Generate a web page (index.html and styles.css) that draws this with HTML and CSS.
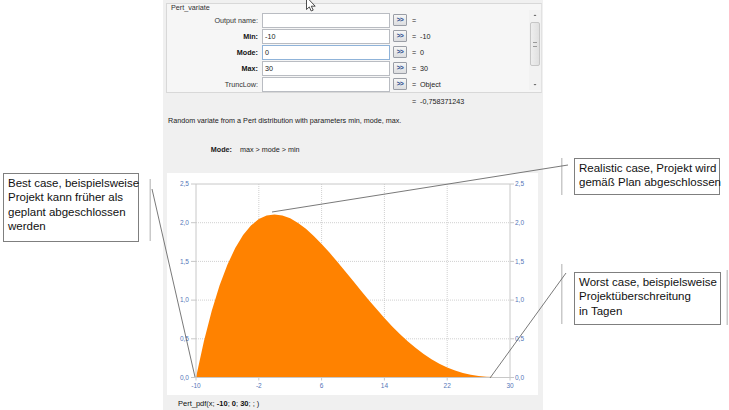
FILE: index.html
```html
<!DOCTYPE html>
<html lang="de">
<head>
<meta charset="utf-8">
<title>Pert_variate</title>
<link rel="stylesheet" href="styles.css">
</head>
<body>
<div class="page">
  <div class="panel">
    <div class="group">
      <div class="fields">
        <div class="group-title">Pert_variate</div>
        <div class="row"><span class="lbl">Output name:</span><span class="inp"></span><span class="btn">&gt;&gt;</span><span class="eq">=</span><span class="val"></span></div>
        <div class="row"><span class="lbl b">Min:</span><span class="inp">-10</span><span class="btn">&gt;&gt;</span><span class="eq">=</span><span class="val">-10</span></div>
        <div class="row"><span class="lbl b">Mode:</span><span class="inp focus">0</span><span class="btn">&gt;&gt;</span><span class="eq">=</span><span class="val">0</span></div>
        <div class="row"><span class="lbl b">Max:</span><span class="inp">30</span><span class="btn">&gt;&gt;</span><span class="eq">=</span><span class="val">30</span></div>
        <div class="row"><span class="lbl">TruncLow:</span><span class="inp"></span><span class="btn">&gt;&gt;</span><span class="eq">=</span><span class="val">Object</span></div>
      </div>
      <div class="scrollbar">
        <svg class="sb-arrow" width="12" height="10" viewBox="0 0 12 10"><path d="M4.5 6 L6 4.5 L7.5 6 Z" fill="#606060"/></svg>
        <div class="sb-thumb"><span class="grip"></span></div>
        <svg class="sb-arrow down" width="12" height="10" viewBox="0 0 12 10"><path d="M4.5 4 L6 5.5 L7.5 4 Z" fill="#606060"/></svg>
      </div>
    </div>
    <div class="result"><span class="eq">=</span><span>-0,758371243</span></div>
    <div class="desc">Random variate from a Pert distribution with parameters min, mode, max.</div>
    <div class="mode-row"><span class="mode-lbl">Mode:</span><span>max &gt; mode &gt; min</span></div>
    <div class="chart">
      <svg width="371" height="222" viewBox="0 0 371 222">
        <g class="grid">
          <line x1="91.8" y1="11" x2="91.8" y2="204.5"/>
          <line x1="154.6" y1="11" x2="154.6" y2="204.5"/>
          <line x1="217.4" y1="11" x2="217.4" y2="204.5"/>
          <line x1="280.2" y1="11" x2="280.2" y2="204.5"/>
          <line x1="29" y1="165.8" x2="343" y2="165.8"/>
          <line x1="29" y1="127.1" x2="343" y2="127.1"/>
          <line x1="29" y1="88.4" x2="343" y2="88.4"/>
          <line x1="29" y1="49.7" x2="343" y2="49.7"/>
        </g>
        <polygon class="area" points="29,204.5 36.85,168.5 44.7,138.1 52.55,112.6 60.4,91.7 68.25,75 76.1,62 83.95,52.5 91.8,46.1 99.65,42.5 107.5,41.4 115.35,42.4 123.2,45.3 131.05,49.9 138.9,55.8 146.75,62.9 154.6,70.9 162.45,79.6 170.3,88.7 178.15,98.2 186,107.8 193.85,117.4 201.7,126.9 209.55,136.1 217.4,145 225.25,153.4 233.1,161.2 240.95,168.5 248.8,175.1 256.65,181 264.5,186.2 272.35,190.7 280.2,194.4 288.05,197.5 295.9,199.9 303.75,201.7 311.6,202.9 319.45,203.7 327.3,204.1 335.15,204.4 343,204.5"/>
        <g class="axis">
          <line x1="29" y1="11" x2="343" y2="11"/>
          <line x1="29" y1="11" x2="29" y2="204.5"/>
          <line x1="343" y1="11" x2="343" y2="204.5"/>
          <line x1="29" y1="204.5" x2="343" y2="204.5"/>
        </g>
        <g class="ticks">
          <line x1="24" y1="11" x2="29" y2="11"/><line x1="24" y1="49.7" x2="29" y2="49.7"/><line x1="24" y1="88.4" x2="29" y2="88.4"/><line x1="24" y1="127.1" x2="29" y2="127.1"/><line x1="24" y1="165.8" x2="29" y2="165.8"/><line x1="24" y1="204.5" x2="29" y2="204.5"/>
          <line x1="343" y1="11" x2="347" y2="11"/><line x1="343" y1="49.7" x2="347" y2="49.7"/><line x1="343" y1="88.4" x2="347" y2="88.4"/><line x1="343" y1="127.1" x2="347" y2="127.1"/><line x1="343" y1="165.8" x2="347" y2="165.8"/><line x1="343" y1="204.5" x2="347" y2="204.5"/>
          <line x1="29" y1="204.5" x2="29" y2="207.5"/><line x1="91.8" y1="204.5" x2="91.8" y2="207.5"/><line x1="154.6" y1="204.5" x2="154.6" y2="207.5"/><line x1="217.4" y1="204.5" x2="217.4" y2="207.5"/><line x1="280.2" y1="204.5" x2="280.2" y2="207.5"/><line x1="343" y1="204.5" x2="343" y2="207.5"/>
        </g>
        <g class="ylab-l">
          <text x="22" y="13.3">2,5</text><text x="22" y="52">2,0</text><text x="22" y="90.7">1,5</text><text x="22" y="129.4">1,0</text><text x="22" y="168.1">0,5</text><text x="22" y="206.8">0,0</text>
        </g>
        <g class="ylab-r">
          <text x="348" y="13.3">2,5</text><text x="348" y="52">2,0</text><text x="348" y="90.7">1,5</text><text x="348" y="129.4">1,0</text><text x="348" y="168.1">0,5</text><text x="348" y="206.8">0,0</text>
        </g>
        <g class="xlab">
          <text x="29" y="214.5">-10</text><text x="91.8" y="214.5">-2</text><text x="154.6" y="214.5">6</text><text x="217.4" y="214.5">14</text><text x="280.2" y="214.5">22</text><text x="343" y="214.5">30</text>
        </g>
      </svg>
    </div>
    <div class="footer">Pert_pdf(x; <b>-10</b>; <b>0</b>; <b>30</b>; ; )</div>
  </div>
</div>

<svg class="overlay" width="729" height="410" viewBox="0 0 729 410">
  <rect class="bar" x="149.5" y="179" width="1.5" height="62"/>
  <rect class="bar" x="561" y="158" width="1.5" height="37"/>
  <rect class="bar" x="561" y="264" width="1.5" height="60"/>
  <rect class="bar" x="726.5" y="270" width="1.5" height="55"/>
  <line class="lead" x1="152" y1="189" x2="195" y2="377"/>
  <line class="lead" x1="568" y1="165" x2="272" y2="212"/>
  <line class="lead" x1="490" y1="378" x2="566" y2="273"/>
  <path class="cursor" d="M306.5 -3 L306.5 9.5 L309.3 6.9 L311.2 11 L313.2 10.1 L311.3 6.2 L315.2 6.2 Z"/>
</svg>

<div class="callout c1">Best case, beispielsweise<br>Projekt kann früher als<br>geplant abgeschlossen<br>werden</div>
<div class="callout c2">Realistic case, Projekt wird<br>gemäß Plan abgeschlossen</div>
<div class="callout c3">Worst case, beispielsweise<br>Projektüberschreitung<br>in Tagen</div>
</body>
</html>
```

FILE: styles.css
```css
html, body {
  margin: 0;
  padding: 0;
  background: #ffffff;
}
body {
  width: 729px;
  height: 410px;
  overflow: hidden;
  position: relative;
  font-family: "Liberation Sans", Arial, sans-serif;
}
.page {
  display: flex;
  height: 410px;
}
.panel {
  margin-left: 163px;
  width: 380px;
  height: 410px;
  background: #f0f0f0;
  display: flex;
  flex-direction: column;
  font-size: 7.2px;
  color: #1a1a1a;
}
.group {
  margin: 3px 1px 0 3px;
  height: 90px;
  box-sizing: border-box;
  border: 1px solid #d8d8d8;
  border-right-color: #e2e2e2;
  background: #f6f6f6;
  display: flex;
}
.fields {
  flex: 1;
  display: flex;
  flex-direction: column;
}
.group-title {
  height: 8px;
  line-height: 8px;
  padding-left: 4px;
  color: #303030;
}
.row {
  height: 16px;
  display: flex;
  align-items: center;
}
.lbl {
  width: 91px;
  text-align: right;
  color: #333;
}
.lbl.b { font-weight: bold; color: #111; }
.inp {
  margin-left: 4px;
  width: 128px;
  height: 15px;
  box-sizing: border-box;
  border: 1px solid #b9bcc2;
  background: #ffffff;
  padding-left: 2px;
  line-height: 13px;
  color: #222;
}
.inp.focus { border-color: #8fb3d9; }
.btn {
  margin-left: 3px;
  width: 14px;
  height: 12px;
  box-sizing: border-box;
  border: 1px solid #9a9ea6;
  border-radius: 1px;
  background: linear-gradient(#f6f6f6, #dcdde0);
  color: #2f4f8f;
  font-size: 6.5px;
  font-weight: bold;
  line-height: 10px;
  text-align: center;
  letter-spacing: -0.5px;
}
.eq { margin-left: 5px; width: 8px; }
.val { color: #222; }
.scrollbar {
  width: 12px;
  margin: 6px 0 2px 0;
  display: flex;
  flex-direction: column;
  background: #f2f2f2;
}
.sb-arrow { display: block; }
.sb-thumb {
  margin: 2px 1px 0 1px;
  height: 44px;
  box-sizing: border-box;
  border: 1px solid #c6c6c6;
  border-radius: 2px;
  background: linear-gradient(90deg, #eeeeee, #e0e0e0);
  display: flex;
  align-items: center;
  justify-content: center;
}
.grip {
  width: 4px;
  height: 5px;
  border-top: 1px solid #9a9a9a;
  border-bottom: 1px solid #9a9a9a;
  box-sizing: border-box;
}
.sb-arrow.down { margin-top: auto; }
.result {
  margin-top: 4px;
  height: 9px;
  line-height: 9px;
  padding-left: 249px;
  display: flex;
}
.result .eq { margin-left: 0; }
.desc {
  margin-top: 10px;
  height: 9px;
  line-height: 9px;
  padding-left: 5px;
}
.mode-row {
  margin-top: 20px;
  height: 9px;
  line-height: 9px;
  display: flex;
}
.mode-lbl {
  width: 69px;
  text-align: right;
  font-weight: bold;
  margin-right: 8px;
}
.chart {
  margin: 19px 5px 0 4px;
  width: 371px;
  height: 222px;
  background: #ffffff;
}
.chart svg { display: block; }
.grid line {
  stroke: #c4c4c4;
  stroke-width: 0.8;
  stroke-dasharray: 1 1;
}
.axis line, .ticks line {
  stroke: #c8c8c8;
  stroke-width: 1;
}
.area { fill: #ff8200; }
.ylab-l text, .ylab-r text, .xlab text {
  font-family: "Liberation Sans", Arial, sans-serif;
  font-size: 6.5px;
  fill: #5576b8;
}
.ylab-l text { text-anchor: end; }
.xlab text { text-anchor: middle; }
.footer {
  margin-top: 4px;
  padding-left: 15px;
  font-size: 7.5px;
  line-height: 9px;
  color: #111;
}
.footer b { font-weight: bold; }
.overlay {
  position: absolute;
  left: 0;
  top: 0;
  pointer-events: none;
}
.bar { fill: #c9c9c9; }
.lead {
  stroke: #6a6a6a;
  stroke-width: 0.9;
}
.cursor {
  fill: #ffffff;
  stroke: #222222;
  stroke-width: 0.8;
}
.callout {
  position: absolute;
  box-sizing: border-box;
  border: 1px solid #7f7f7f;
  background: #ffffff;
  font-family: "Liberation Sans", Arial, sans-serif;
  font-size: 11.5px;
  line-height: 14.4px;
  color: #111;
  padding: 2px 0 0 4px;
  white-space: nowrap;
}
.c1 { left: 3px; top: 173px; width: 136px; height: 69px; }
.c2 { left: 574px; top: 158px; width: 146px; height: 37px; }
.c3 { left: 574px; top: 272px; width: 147px; height: 53px; }
```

- [Exercise]: From the data, list each line in which the string "index" appears.

- [Expected answer]:
Generate a web page (index.html and styles.css) that draws this with HTML and CSS.
FILE: index.html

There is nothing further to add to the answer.